## [Short problem]
Tally how many lines include "index". The number is the whole answer.

[START Data segment]

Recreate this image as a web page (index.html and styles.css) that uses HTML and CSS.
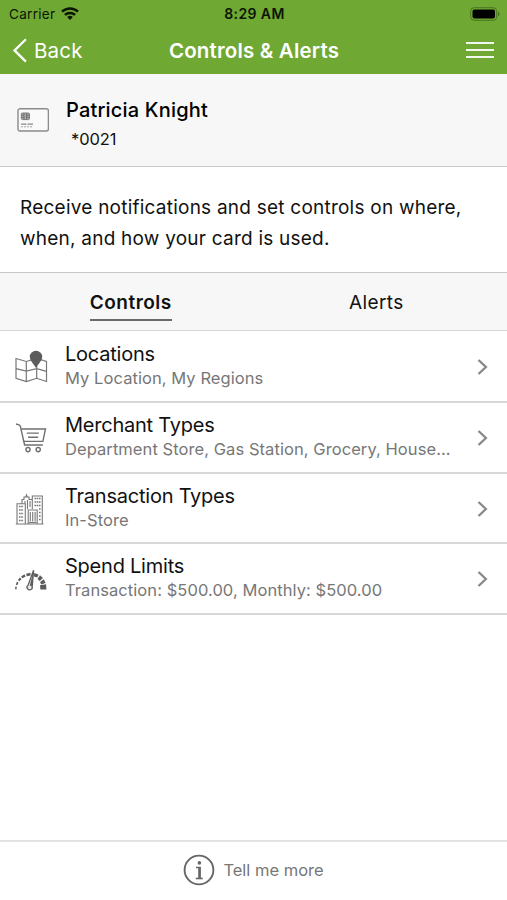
FILE: index.html
```html
<!DOCTYPE html>
<html lang="en">
<head>
    <meta charset="UTF-8">
    <meta name="viewport" content="width=device-width, initial-scale=1.0">
    <title>Controls &amp; Alerts</title>
    <link rel="stylesheet" href="styles.css">
</head>
<body>
    <header class="header">
        <div class="status-bar">
            <div class="carrier">
                <span>Carrier</span>
                <svg class="wifi" width="18" height="13" viewBox="0 0 18 13" fill="none" stroke="#0c1504" stroke-width="2.5">
                    <path d="M1 4.6a11.6 11.6 0 0 1 16 0"/>
                    <path d="M3.9 7.9a7.5 7.5 0 0 1 10.2 0"/>
                    <path d="M9 13l-2.8-2.9a4 4 0 0 1 5.6 0z" fill="#0c1504" stroke="none"/>
                </svg>
            </div>
            <span class="time">8:29 AM</span>
            <svg class="battery" width="30" height="14" viewBox="0 0 30 14">
                <rect x=".7" y=".7" width="26" height="12.6" rx="3.5" fill="none" stroke="#4a7420"/>
                <rect x="2.5" y="2.6" width="22.5" height="8.8" rx="1.8" fill="#000"/>
                <path d="M28 4.6c2 .8 2 4 0 4.8z" fill="#4a7420"/>
            </svg>
        </div>
        <nav class="nav-bar">
            <a class="back">
                <svg width="15" height="25" viewBox="0 0 15 25" fill="none" stroke="#fff" stroke-width="2.3">
                    <path d="M13.9 1.2L2.5 12.4l11.4 11.2"/>
                </svg>
                <span>Back</span>
            </a>
            <h1 class="title">Controls &amp; Alerts</h1>
            <div class="menu"><i></i><i></i><i></i></div>
        </nav>
    </header>

    <section class="account">
        <svg class="card-icon" width="32" height="24" viewBox="0 0 32 24" fill="none" stroke="#8b8b8b">
            <rect x="1" y=".8" width="30.4" height="22.2" rx="2" stroke-width="1.4" fill="#fafafa"/>
            <rect x="4.3" y="5" width="8.2" height="6.6" rx="1" fill="#aaa" stroke="#808080"/>
            <path d="M4.3 7.2h2.6M4.3 9.4h2.6M9.7 7.2h2.6M9.7 9.4h2.6M7 5v6.6M9.6 5v6.6" stroke="#666" stroke-width=".8"/>
            <path d="M4 16.2h5.5M10.5 16.2h5.5" stroke="#888" stroke-width="1.2"/>
            <path d="M4 18.8h12" stroke="#999" stroke-width=".9" stroke-dasharray="2 1"/>
        </svg>
        <div>
            <h2 class="name">Patricia Knight</h2>
            <p class="number">*0021</p>
        </div>
    </section>

    <p class="description">Receive notifications and set controls on where,<br>when, and how your card is used.</p>

    <div class="tabs">
        <div class="tab"><span class="tab-label active">Controls</span></div>
        <div class="tab"><span class="tab-label">Alerts</span></div>
    </div>

    <ul class="list">
        <li class="row">
            <svg class="icon" width="34" height="34" viewBox="0 0 34 34" fill="none" stroke="#777" stroke-width="1.2">
                <path d="M2 8.5l10.3 3 10.4-3 9.8 3v20l-9.8-3.2-10.4 3.2L2 28.3z"/>
                <path d="M12.3 11.5v20M22.7 15v13.3M2 18.7l10.3 2.5 10.4-2.5 9.8 2.7"/>
                <path d="M21.8 17.2c-.7-3.7-5.4-5.4-5.4-10.2a5.6 5.6 0 0 1 11.2 0c0 4.8-4.7 6.5-5.8 10.2z" fill="#5c5c5c" stroke="#5c5c5c"/>
            </svg>
            <div class="text">
                <h3>Locations</h3>
                <p>My Location, My Regions</p>
            </div>
            <svg class="chevron" width="12" height="18" viewBox="0 0 12 18"><path d="M1.5 2l7.4 7-7.4 7"/></svg>
        </li>
        <li class="row">
            <svg class="icon" width="34" height="34" viewBox="0 0 34 34" fill="none" stroke="#707070" stroke-width="1.4">
                <path d="M2 3l3 .8c.9.3 1.2.7 1.4 1.6l4.2 18.6h18.2"/>
                <path d="M7.2 8h24.3L28.9 20.4H9.8"/>
                <path d="M12.7 12.1h12.1M14 16.2h10.2"/>
                <circle cx="14" cy="28.6" r="2.1"/>
                <circle cx="24.2" cy="28.6" r="2.1"/>
            </svg>
            <div class="text">
                <h3>Merchant Types</h3>
                <p>Department Store, Gas Station, Grocery, House...</p>
            </div>
            <svg class="chevron" width="12" height="18" viewBox="0 0 12 18"><path d="M1.5 2l7.4 7-7.4 7"/></svg>
        </li>
        <li class="row">
            <svg class="icon" width="34" height="34" viewBox="0 0 34 34" fill="none" stroke="#777" stroke-width="1.1">
                <path d="M1.8 32h27.6M3 32V11.8h8.3V32M18.3 17V4h10v28M8 11.8V7.5h2V5h5v2.5h3.3M11.8 5l.7-2L13.2 5M13.5 17V8M14.2 32V18h9v14"/>
                <path d="M5 14.5h4.5M5 18h4.5M5 21.5h4.5M5 25h4.5M5 28.5h4.5M20.5 6.5h6M20.5 10h6M20.5 13.5h6M25 17h2M25 20.5h2M25 24h2M25 27.5h2" stroke-width="1.5" stroke-dasharray="1.6 .6"/>
                <path d="M16.3 20v9.5M18.7 20v9.5M21.1 20v9.5M15 30.5h7.5M11 9v2.5M16 9v6"/>
            </svg>
            <div class="text">
                <h3>Transaction Types</h3>
                <p>In-Store</p>
            </div>
            <svg class="chevron" width="12" height="18" viewBox="0 0 12 18"><path d="M1.5 2l7.4 7-7.4 7"/></svg>
        </li>
        <li class="row">
            <svg class="icon" width="34" height="34" viewBox="0 0 34 34" fill="#5c5c5c">
                <path d="M1.1 27.3l.3-2.8 1.4.2-.3 2.7zM1.8 22.8l1.1-3 1.6.7-1.2 2.8zM3.9 18.1l2-2.6 1.6 1.4-2 2.4zM7.1 14.5l3.4-2.2 1.1 2.1-3.2 1.9zM12 11.7l4.5-.9v2.8l-3.6.7zM20.3 11l4.3 1.5-1.3 3.1-3.4-1.1zM26 13.3l3 2.7-3.3 2.9-2.2-2zM29.8 17.3l1.8 3.7-4.5 1.6-1-2.5zM32.1 22.3l.3 5.2h-6l-.4-4.2z"/>
                <path d="M19.6 8.2l-1.4 16.6a2.6 2.6 0 1 1-4.1-1.6z" fill="#e8e8e8" stroke="#5c5c5c" stroke-width="1.3"/>
                <path d="M19.6 8.2l-3.8 15.3 2 1z"/>
            </svg>
            <div class="text">
                <h3>Spend Limits</h3>
                <p>Transaction: $500.00, Monthly: $500.00</p>
            </div>
            <svg class="chevron" width="12" height="18" viewBox="0 0 12 18"><path d="M1.5 2l7.4 7-7.4 7"/></svg>
        </li>
    </ul>

    <footer class="footer">
        <svg width="32" height="32" viewBox="0 0 32 32" fill="none" stroke="#666" stroke-width="1.9">
            <circle cx="16" cy="16" r="14.4"/>
            <circle cx="16.4" cy="8.9" r="1.8" fill="#666" stroke="none"/>
            <path d="M13 13.4h3.8v10.8" stroke-width="1.5"/>
            <path d="M16.5 13v11" stroke-width="2.6"/>
            <path d="M12.8 24.5h7" stroke-width="1.6"/>
        </svg>
        <span>Tell me more</span>
    </footer>
</body>
</html>
```
FILE: styles.css
```css
* {
    box-sizing: border-box;
    margin: 0;
    padding: 0;
}
body {
    display: flex;
    flex-direction: column;
    height: 900px;
    font-family: Inter, "Liberation Sans", sans-serif;
    background: #fff;
    color: #111;
    overflow: hidden;
}
.header {
    height: 74px;
    background: #6fa833;
}
.status-bar {
    display: grid;
    grid-template-columns: 1fr auto 1fr;
    align-items: center;
    height: 27px;
    padding: 0 7px 0 9px;
    font-size: 13.5px;
    color: #0c1504;
}
.carrier {
    display: flex;
    align-items: center;
    gap: 6px;
    letter-spacing: 0.3px;
}
.time {
    font-size: 14px;
    font-weight: 600;
    letter-spacing: 0.4px;
}
.battery {
    justify-self: end;
}
.nav-bar {
    display: grid;
    grid-template-columns: 1fr auto 1fr;
    align-items: center;
    height: 46px;
    padding: 0 12px 0 13px;
    color: #fff;
}
.back {
    display: flex;
    align-items: center;
    gap: 7px;
    margin-left: -1px;
    font-size: 20.5px;
    letter-spacing: 0.2px;
}
.title {
    font-size: 20.5px;
    font-weight: 600;
    letter-spacing: 0.17px;
}
.menu {
    display: flex;
    flex-direction: column;
    gap: 4px;
    justify-self: end;
    width: 28px;
    margin-right: 1px;
}
.menu i {
    height: 2px;
    background: #f3f8ec;
}
.menu i + i {
    margin-top: 1px;
}
.account {
    display: flex;
    gap: 17px;
    height: 93px;
    padding: 23px 17px 0;
    background: #f7f7f7;
    border-bottom: 1px solid #c8c8c8;
}
.card-icon {
    margin-top: 11px;
}
.name {
    font-size: 20px;
    font-weight: 500;
    line-height: 26px;
    letter-spacing: 0.18px;
    color: #000;
}
.number {
    padding: 5px 0 0 5px;
    font-size: 16.5px;
    line-height: 22px;
    letter-spacing: -0.1px;
}
.description {
    height: 106px;
    padding: 25px 20px 0;
    font-size: 19px;
    line-height: 31px;
    letter-spacing: 0.23px;
    white-space: nowrap;
    border-bottom: 1px solid #c8c8c8;
}
.tabs {
    display: flex;
    height: 58px;
    padding: 0 8px;
    background: #f7f7f7;
    border-bottom: 1px solid #d5d5d5;
}
.tab {
    flex: 1;
    text-align: center;
}
.tab-label {
    display: inline-block;
    height: 48px;
    font-size: 19px;
    line-height: 59px;
    letter-spacing: 0.4px;
}
.active {
    font-weight: 600;
    letter-spacing: 0.5px;
    border-bottom: 2px solid #6a6a6a;
}
.list {
    padding-top: 1px;
    list-style: none;
}
.row {
    display: flex;
    height: 70.8px;
    padding: 0 18px 0 14px;
    border-bottom: 2px solid #d8d8d8;
}
.icon {
    flex: none;
    margin-top: 18px;
}
.text {
    flex: 1;
    padding: 10px 0 0 17px;
    white-space: nowrap;
}
.text h3 {
    font-size: 20px;
    font-weight: 400;
    line-height: 25px;
    letter-spacing: -0.23px;
}
.text p {
    font-size: 16.5px;
    line-height: 23px;
    letter-spacing: 0.07px;
    color: #777;
}
.chevron {
    flex: none;
    margin-top: 26px;
    fill: none;
    stroke: #888;
    stroke-width: 2.3;
}
.footer {
    display: flex;
    justify-content: center;
    align-items: center;
    gap: 8px;
    height: 60px;
    padding-bottom: 2px;
    margin-top: auto;
    border-top: 2px solid #e2e2e2;
    font-size: 16.5px;
    color: #777;
}
```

[END Data segment]

## [Result of this exercise]
2